Instruction:
Only the lines between the line holding "Reproduce this screenshot" and the line holding "[email* your-email] &lt;/label&gt;", both of those included, should be copied exactly; drop the pictures.
═══ Working data
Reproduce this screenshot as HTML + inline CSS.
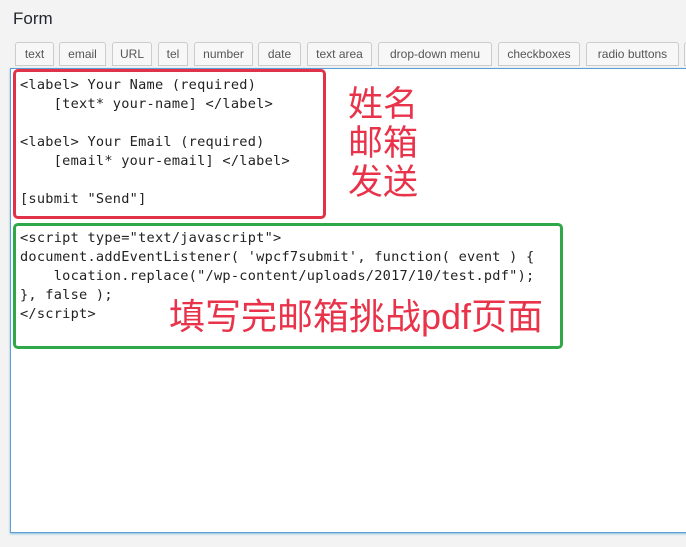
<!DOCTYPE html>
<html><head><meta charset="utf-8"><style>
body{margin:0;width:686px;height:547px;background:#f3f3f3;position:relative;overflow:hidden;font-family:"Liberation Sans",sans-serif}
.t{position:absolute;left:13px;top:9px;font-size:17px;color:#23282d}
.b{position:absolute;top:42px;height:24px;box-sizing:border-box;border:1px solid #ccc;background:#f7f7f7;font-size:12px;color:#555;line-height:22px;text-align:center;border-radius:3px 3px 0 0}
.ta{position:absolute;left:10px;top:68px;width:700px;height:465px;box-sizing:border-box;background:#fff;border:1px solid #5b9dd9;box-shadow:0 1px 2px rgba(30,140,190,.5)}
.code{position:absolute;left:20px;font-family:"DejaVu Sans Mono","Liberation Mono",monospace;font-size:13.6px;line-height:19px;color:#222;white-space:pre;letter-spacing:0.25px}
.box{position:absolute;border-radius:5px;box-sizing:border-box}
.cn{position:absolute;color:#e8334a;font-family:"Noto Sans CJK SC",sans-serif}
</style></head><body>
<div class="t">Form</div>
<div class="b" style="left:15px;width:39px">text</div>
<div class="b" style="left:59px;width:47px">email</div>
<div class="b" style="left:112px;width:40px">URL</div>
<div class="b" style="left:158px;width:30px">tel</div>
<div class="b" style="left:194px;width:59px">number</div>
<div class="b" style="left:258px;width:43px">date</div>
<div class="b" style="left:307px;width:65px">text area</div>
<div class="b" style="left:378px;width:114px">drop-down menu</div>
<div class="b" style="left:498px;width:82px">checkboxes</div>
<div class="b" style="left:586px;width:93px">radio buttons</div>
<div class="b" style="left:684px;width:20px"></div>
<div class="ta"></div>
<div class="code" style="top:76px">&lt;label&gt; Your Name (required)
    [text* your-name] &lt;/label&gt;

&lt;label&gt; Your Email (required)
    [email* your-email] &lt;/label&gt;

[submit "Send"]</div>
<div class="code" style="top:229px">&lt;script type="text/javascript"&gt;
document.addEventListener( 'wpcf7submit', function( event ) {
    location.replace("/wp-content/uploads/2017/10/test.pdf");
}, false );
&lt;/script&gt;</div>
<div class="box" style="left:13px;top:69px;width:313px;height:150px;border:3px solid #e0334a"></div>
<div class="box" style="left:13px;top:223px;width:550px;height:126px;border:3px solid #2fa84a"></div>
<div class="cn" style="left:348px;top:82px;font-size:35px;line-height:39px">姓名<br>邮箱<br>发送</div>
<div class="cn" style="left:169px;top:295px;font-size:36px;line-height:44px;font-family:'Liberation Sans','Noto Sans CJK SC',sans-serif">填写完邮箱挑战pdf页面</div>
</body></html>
══════
═══ Working data
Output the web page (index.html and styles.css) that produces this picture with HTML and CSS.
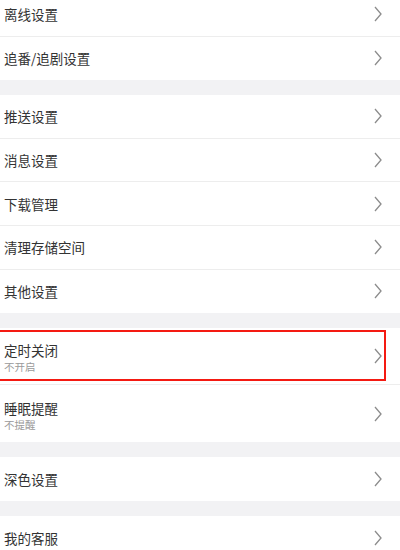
══════
Task output:
Reproduce this screenshot as HTML + inline CSS.
<!DOCTYPE html>
<html><head><meta charset="utf-8"><style>
body{margin:0;width:686px;height:547px;background:#f3f3f3;position:relative;overflow:hidden;font-family:"Liberation Sans",sans-serif}
.t{position:absolute;left:13px;top:9px;font-size:17px;color:#23282d}
.b{position:absolute;top:42px;height:24px;box-sizing:border-box;border:1px solid #ccc;background:#f7f7f7;font-size:12px;color:#555;line-height:22px;text-align:center;border-radius:3px 3px 0 0}
.ta{position:absolute;left:10px;top:68px;width:700px;height:465px;box-sizing:border-box;background:#fff;border:1px solid #5b9dd9;box-shadow:0 1px 2px rgba(30,140,190,.5)}
.code{position:absolute;left:20px;font-family:"DejaVu Sans Mono","Liberation Mono",monospace;font-size:13.6px;line-height:19px;color:#222;white-space:pre;letter-spacing:0.25px}
.box{position:absolute;border-radius:5px;box-sizing:border-box}
.cn{position:absolute;color:#e8334a;font-family:"Noto Sans CJK SC",sans-serif}
</style></head><body>
<div class="t">Form</div>
<div class="b" style="left:15px;width:39px">text</div>
<div class="b" style="left:59px;width:47px">email</div>
<div class="b" style="left:112px;width:40px">URL</div>
<div class="b" style="left:158px;width:30px">tel</div>
<div class="b" style="left:194px;width:59px">number</div>
<div class="b" style="left:258px;width:43px">date</div>
<div class="b" style="left:307px;width:65px">text area</div>
<div class="b" style="left:378px;width:114px">drop-down menu</div>
<div class="b" style="left:498px;width:82px">checkboxes</div>
<div class="b" style="left:586px;width:93px">radio buttons</div>
<div class="b" style="left:684px;width:20px"></div>
<div class="ta"></div>
<div class="code" style="top:76px">&lt;label&gt; Your Name (required)
    [text* your-name] &lt;/label&gt;

&lt;label&gt; Your Email (required)
    [email* your-email] &lt;/label&gt;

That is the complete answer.